Seven Pounds is a riddle, wrapped in an enigma, cloaked in a really crappy movie.
How best to describe this clunker? Let’s put it this way: Seven Pounds isn’t just bad—it’s historically bad; deserves to be mocked on Mystery Science Theater 3000 bad; “I can’t believe what I just saw” bad. I’ll give my man Will Smith this: He does nothing halfway.
Smith plays Ben Thomas, an extremely bummed out IRS agent. As the film starts, he’s sitting on the edge of a bed in a fleabag motel, calling in a suicide—his own. Then we have flashbacks to happier days when Ben was some sort of aeronautical engineer living in a sweet beachside estate; then fragments of a horrific car crash; then many scenes of Ben being a spectral, stalkerish figure: He harasses a blind telemarketer (Woody Harrelson) to see if he’s a good man; he finds an abused mother of two (Elpidia Carrillo) who needs help getting away from her husband; he shadows a beautiful artist (adorable Rosario Dawson, who deserves better) with a congenital heart defect, and so on. What the heck is happening?

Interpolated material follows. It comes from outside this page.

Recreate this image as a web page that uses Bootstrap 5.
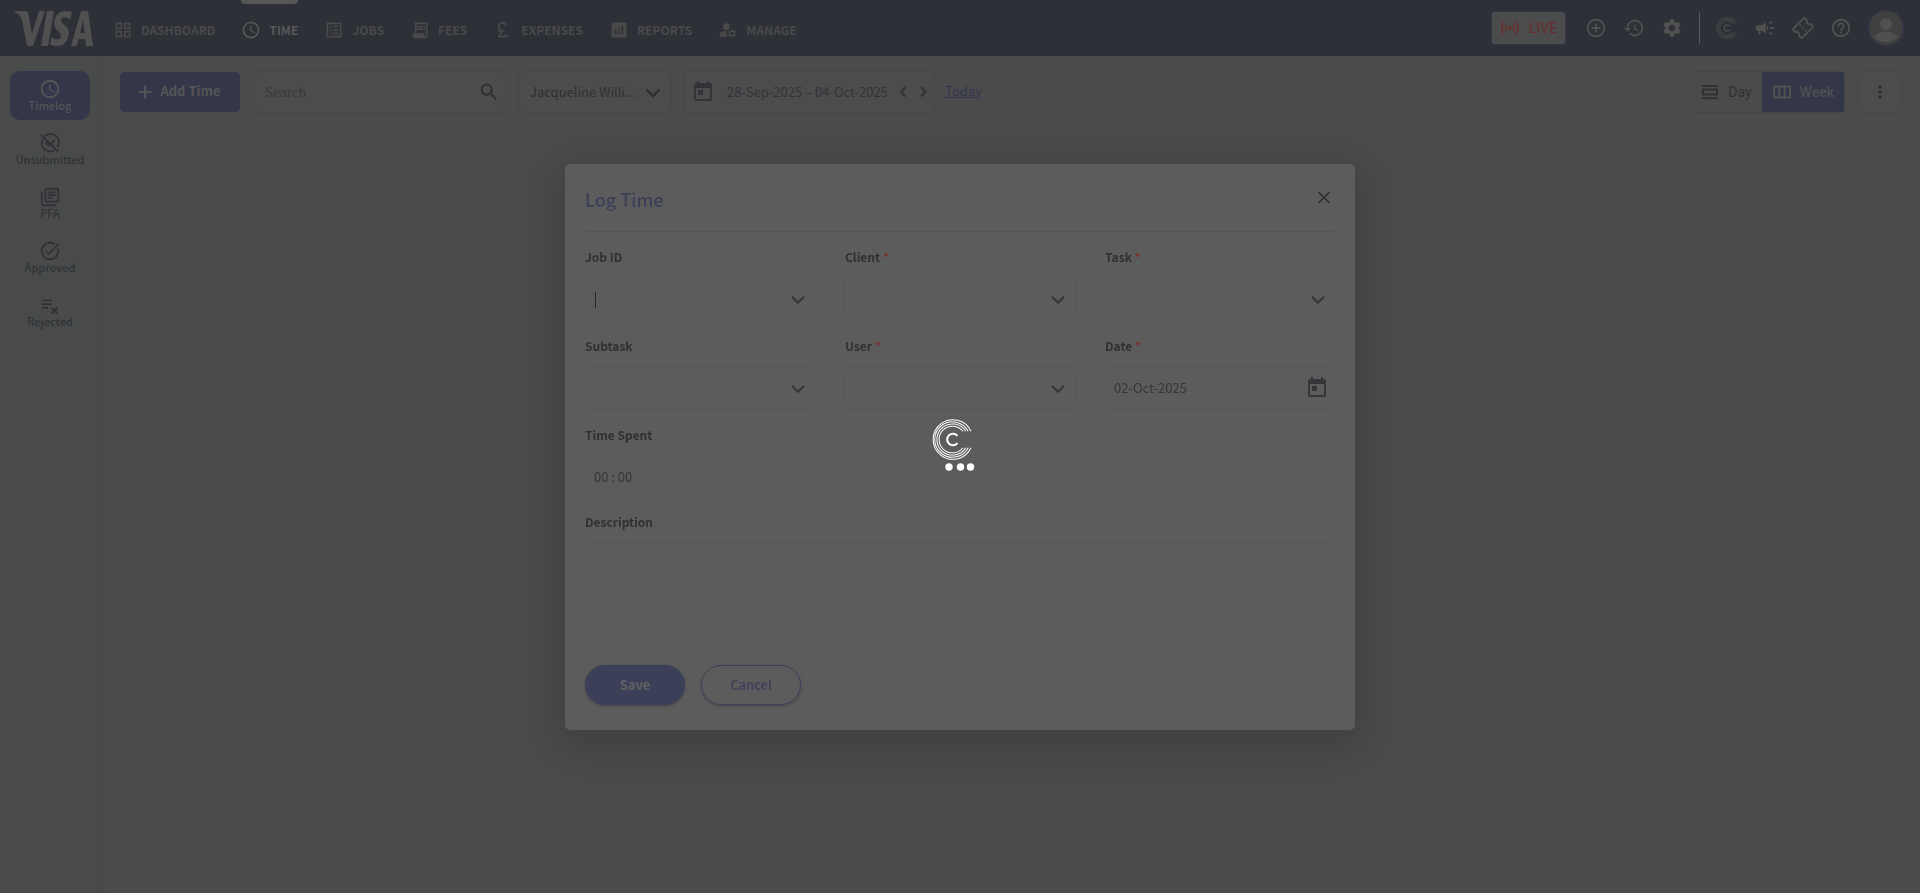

Well, if you’re even remotely good at figuring out plot twists (I’m just okay at it), you’ll put the pieces together about half an hour in—leaving you with 90 of the longest minutes of your life to look forward to. Not only is the film slow moving and humorless, it’s insufferably pretentious. Smith and director Gabriel Muccino (who teamed up for the really good The Pursuit of Happyness) think they’re making something profound and penetrating—art that cleanses the soul. Instead, it’s shallow, didactic, and more than a little ridiculous.
Oh, and I haven’t even mentioned the jellyfish yet. . .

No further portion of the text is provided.